> _GIVEN PROBLEM_
Your task is to copy every line of the records below that contains "index".

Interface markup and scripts
━━━━━━━━
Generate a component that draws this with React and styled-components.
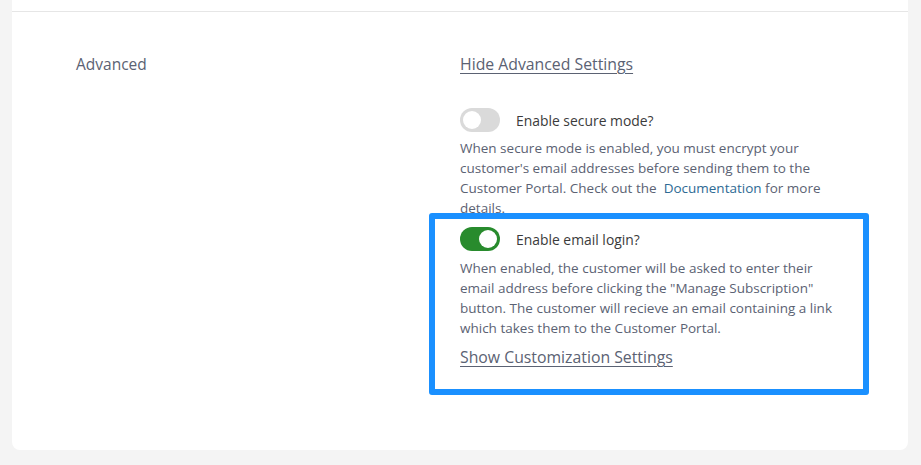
import React from "react";
import styled, { createGlobalStyle } from "styled-components";

const GlobalStyle = createGlobalStyle`
  body {
    margin: 0;
    background: #f4f4f4;
    font-family: "Open Sans", "Noto Sans", sans-serif;
  }
`;

const Card = styled.div`
  margin: 0 13px 15px 12px;
  background: #fff;
  border-radius: 0 0 8px 8px;
`;

const TopStrip = styled.div`
  height: 11px;
  border-bottom: 1px solid #e6e6e6;
`;

const Section = styled.div`
  display: grid;
  grid-template-columns: 384px 386px;
  padding: 42px 0 55px 64px;
`;

const SectionTitle = styled.div`
  font-size: 15.5px;
  line-height: 20px;
  color: #5b6273;
`;

const Column = styled.div`
  display: flex;
  flex-direction: column;
`;

const TextLink = styled.a`
  align-self: flex-start;
  font-size: 15.8px;
  line-height: 20px;
  color: #5b6273;
  text-decoration: underline;
  text-underline-offset: 3px;
  cursor: pointer;
  margin-top: ${(p) => p.$top || 0}px;
`;

const ToggleRow = styled.label`
  display: flex;
  align-items: center;
  gap: 16px;
  margin-top: ${(p) => p.$top || 0}px;
  font-size: 13.9px;
  color: #3b3b3b;
`;

const Track = styled.span`
  position: relative;
  width: 40px;
  height: 24px;
  border-radius: 12px;
  background: ${(p) => (p.$on ? "#288b2d" : "#dadada")};
  flex-shrink: 0;

  &::after {
    content: "";
    position: absolute;
    top: 3px;
    left: ${(p) => (p.$on ? "19px" : "3px")};
    width: 18px;
    height: 18px;
    border-radius: 50%;
    background: #fff;
  }
`;

const Description = styled.p`
  margin: ${(p) => p.$top || 6}px 0 0;
  font-size: 13.5px;
  line-height: 20px;
  color: #5b6273;
`;

const DocLink = styled.a`
  color: #2e6a94;
  text-decoration: none;
  cursor: pointer;
`;

const Highlight = styled.div`
  display: flex;
  flex-direction: column;
  margin: -5px 0 0 -31px;
  width: 440px;
  box-sizing: border-box;
  border: 6px solid #1a90ff;
  border-radius: 3px;
  padding: 8px 19px 22px 25px;
`;

function Toggle({ on, label, top }) {
  return (
    <ToggleRow $top={top}>
      <Track $on={on} />
      {label}
    </ToggleRow>
  );
}

export default function App() {
  return (
    <>
      <GlobalStyle />
      <Card>
        <TopStrip />
        <Section>
          <SectionTitle>Advanced</SectionTitle>
          <Column>
            <TextLink>Hide Advanced Settings</TextLink>
            <Toggle top={34} label="Enable secure mode?" />
            <Description>
              When secure mode is enabled, you must encrypt your customer's
              email addresses before sending them to the Customer Portal. Check
              out the{"\u00a0 "}
              <DocLink>Documentation</DocLink> for more details.
            </Description>
            <Highlight>
              <Toggle on label="Enable email login?" />
              <Description $top={7}>
                When enabled, the customer will be asked to enter their email
                address before clicking the "Manage Subscription" button. The
                customer will recieve an email containing a link which takes
                them to the Customer Portal.
              </Description>
              <TextLink $top={9}>Show Customization Settings</TextLink>
            </Highlight>
          </Column>
        </Section>
      </Card>
    </>
  );
}
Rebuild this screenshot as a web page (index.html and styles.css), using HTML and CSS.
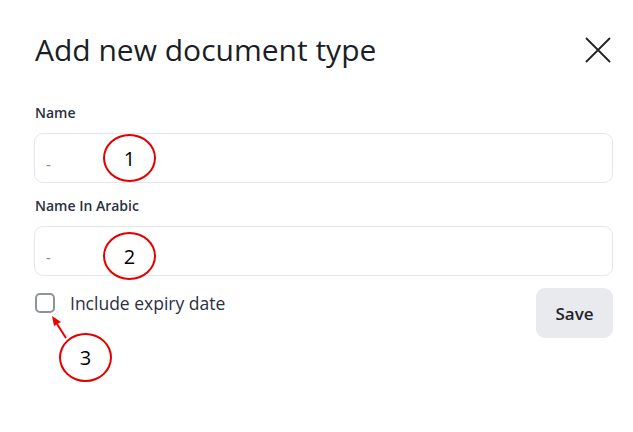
FILE: index.html
```html
<!DOCTYPE html>
<html>
<head>
<meta charset="utf-8">
<link rel="stylesheet" href="styles.css">
</head>
<body>
<div class="dialog">
  <header class="head">
    <h1 class="title">Add new document type</h1>
    <button class="close" aria-label="Close">
      <svg width="26" height="26" viewBox="0 0 26 26"><path d="M1 1 L25 25 M25 1 L1 25" stroke="#222" stroke-width="1.8" fill="none"/></svg>
    </button>
  </header>
  <div class="field first">
    <label class="label">Name</label>
    <div class="input"><span class="ph">-</span></div>
  </div>
  <div class="field">
    <label class="label">Name In Arabic</label>
    <div class="input"><span class="ph">-</span></div>
  </div>
  <div class="footer">
    <label class="check"><span class="box"></span><span>Include expiry date</span></label>
    <button class="save">Save</button>
  </div>

  <div class="mark m1">1</div>
  <div class="mark m2">2</div>
  <div class="mark m3">3</div>
  <svg class="arrow" width="633" height="432" viewBox="0 0 633 432">
    <line x1="66" y1="338" x2="57" y2="324" stroke="#e00" stroke-width="2"/>
    <polygon points="52,316 61,322 54,326" fill="#e00"/>
  </svg>
</div>
</body>
</html>
```
FILE: styles.css
```css
* { box-sizing: border-box; }
html, body { margin: 0; padding: 0; background: #fff; }
body { font-family: "Open Sans", "Noto Sans", sans-serif; color: #1f2328; }

.dialog {
  position: relative;
  width: 633px;
  height: 432px;
  padding: 32px 20px 0 34px;
}

.head {
  display: flex;
  justify-content: space-between;
  align-items: center;
}
.title {
  margin: 0 0 0 1px;
  font-size: 30px;
  line-height: 36px;
  font-weight: 400;
  color: #1a1f27;
}
.close {
  border: 0;
  background: none;
  padding: 0;
  margin-right: 2px;
  width: 26px;
  height: 26px;
  display: flex;
}

.field { display: flex; flex-direction: column; margin-top: 14px; }
.field.first { margin-top: 36px; }
.label {
  font-size: 14px;
  line-height: 18px;
  font-weight: 600;
  color: #2a3140;
  margin-bottom: 11px;
  padding-left: 1px;
}
.input {
  height: 50px;
  border: 1.5px solid #e4e7eb;
  border-radius: 9px;
  display: flex;
  align-items: center;
  padding-left: 11px;
}
.ph { color: #7c8593; font-size: 15px; line-height: 18px; margin-top: 12px; }

.footer {
  margin-top: 12px;
  display: flex;
  justify-content: space-between;
  align-items: flex-start;
}
.check {
  display: flex;
  align-items: center;
  gap: 15px;
  margin-top: 5px;
  margin-left: 1px;
  font-size: 17.5px;
  line-height: 20px;
  color: #2a3140;
}
.box {
  width: 20px;
  height: 20px;
  border: 2.5px solid #8e939b;
  border-radius: 5px;
}
.save {
  width: 77px;
  height: 50px;
  border: 0;
  border-radius: 9px;
  background: #e8eaee;
  font-family: "Open Sans", sans-serif;
  font-size: 17px;
  font-weight: 600;
  color: #1f2328;
  padding: 0;
}

.mark {
  position: absolute;
  width: 53px;
  height: 48px;
  border: 2px solid #e50000;
  border-radius: 50%;
  display: flex;
  align-items: center;
  justify-content: center;
  font-family: "Open Sans", sans-serif;
  font-size: 20px;
  color: #000;
}
.m1 { left: 103px; top: 134px; }
.m2 { left: 103px; top: 232px; }
.m3 { left: 59px; top: 333px; width: 53px; height: 49px; }
.arrow { position: absolute; left: 0; top: 0; pointer-events: none; }
```
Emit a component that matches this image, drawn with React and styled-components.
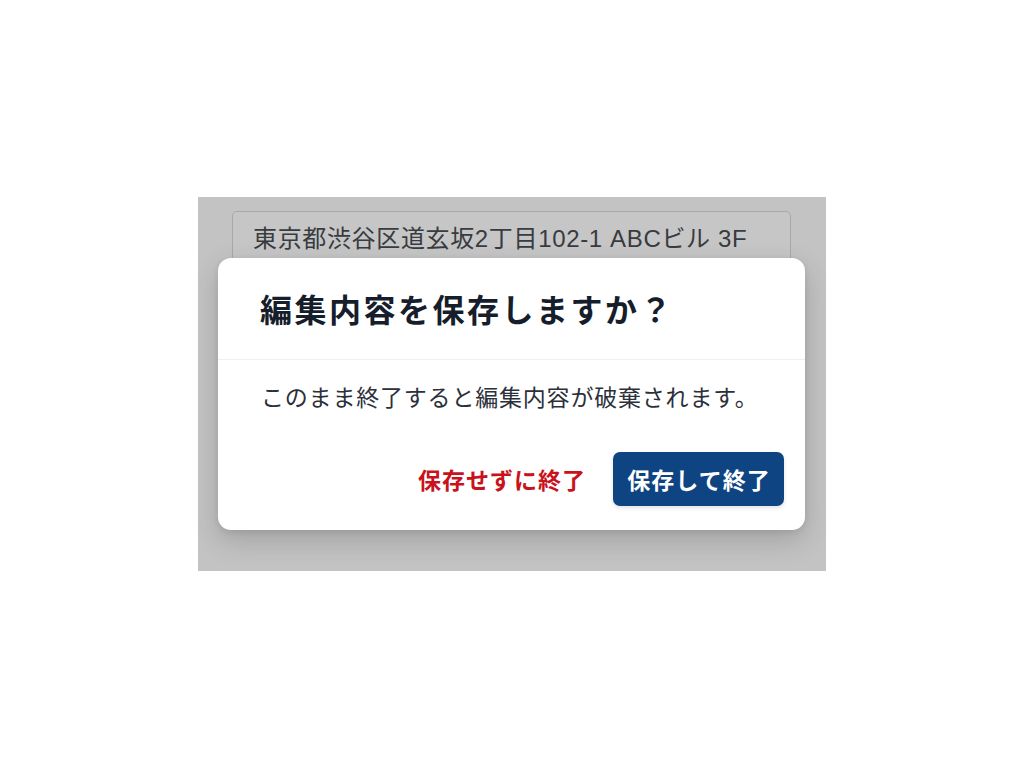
import React from "react";
import styled, { createGlobalStyle } from "styled-components";

const Global = createGlobalStyle`
  html, body { margin: 0; padding: 0; background: #ffffff; }
  body { font-family: "Noto Sans CJK JP", "Noto Sans", sans-serif; }
  * { box-sizing: border-box; }
`;

const Page = styled.div`
  width: 1024px;
  height: 768px;
  display: flex;
  align-items: center;
  justify-content: center;
`;

const Screen = styled.div`
  position: relative;
  width: 628px;
  height: 374px;
  background: #c3c3c3;
  padding: 14px 35px 0 34px;
`;

const AddressField = styled.div`
  height: 60px;
  border: 1px solid #a8a8a8;
  border-radius: 5px;
  background: #c6c6c6;
  padding: 11px 0 0 20px;
  font-family: "Liberation Sans", "Noto Sans CJK JP", sans-serif;
  font-size: 24px;
  line-height: 32px;
  color: #383b40;
  letter-spacing: 0.65px;
  white-space: nowrap;
`;

const Dialog = styled.div`
  position: absolute;
  left: 20px;
  top: 61px;
  width: 587px;
  height: 272px;
  background: #ffffff;
  border-radius: 13px;
  box-shadow: 0 10px 28px rgba(0, 0, 0, 0.18), 0 2px 6px rgba(0, 0, 0, 0.08);
  display: flex;
  flex-direction: column;
  overflow: hidden;
`;

const Header = styled.div`
  height: 102px;
  padding: 30px 0 0 42px;
  border-bottom: 1px solid #efefef;
`;

const Title = styled.h2`
  margin: 0;
  font-size: 32px;
  line-height: 40px;
  font-weight: 700;
  color: #161d2b;
  letter-spacing: 2.5px;
`;

const Body = styled.div`
  padding: 19px 0 0 43px;
`;

const Message = styled.p`
  margin: 0;
  font-size: 23px;
  line-height: 34px;
  color: #2b303a;
  letter-spacing: 0.8px;
`;

const Actions = styled.div`
  margin-top: auto;
  display: flex;
  justify-content: flex-end;
  align-items: center;
  gap: 27px;
  padding: 0 21px 24px 0;
`;

const TextButton = styled.button`
  border: none;
  background: none;
  padding: 0;
  font-family: inherit;
  font-size: 23px;
  font-weight: 700;
  color: #c8121c;
  letter-spacing: 1px;
  cursor: pointer;
`;

const PrimaryButton = styled.button`
  border: none;
  width: 171px;
  height: 54px;
  padding: 0 0 0 1px;
  border-radius: 7px;
  background: #0e4482;
  color: #ffffff;
  font-family: inherit;
  font-size: 23px;
  font-weight: 700;
  letter-spacing: 1px;
  box-shadow: 0 2px 4px rgba(0, 0, 0, 0.12);
  cursor: pointer;
`;

export default function App() {
  return (
    <>
      <Global />
      <Page>
        <Screen>
          <AddressField>東京都渋谷区道玄坂2丁目102-1 ABCビル 3F</AddressField>
          <Dialog>
            <Header>
              <Title>編集内容を保存しますか？</Title>
            </Header>
            <Body>
              <Message>このまま終了すると編集内容が破棄されます。</Message>
            </Body>
            <Actions>
              <TextButton>保存せずに終了</TextButton>
              <PrimaryButton>保存して終了</PrimaryButton>
            </Actions>
          </Dialog>
        </Screen>
      </Page>
    </>
  );
}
━━━━━━━━
> _ANSWER FOR THIS EXERCISE_
Rebuild this screenshot as a web page (index.html and styles.css), using HTML and CSS.
FILE: index.html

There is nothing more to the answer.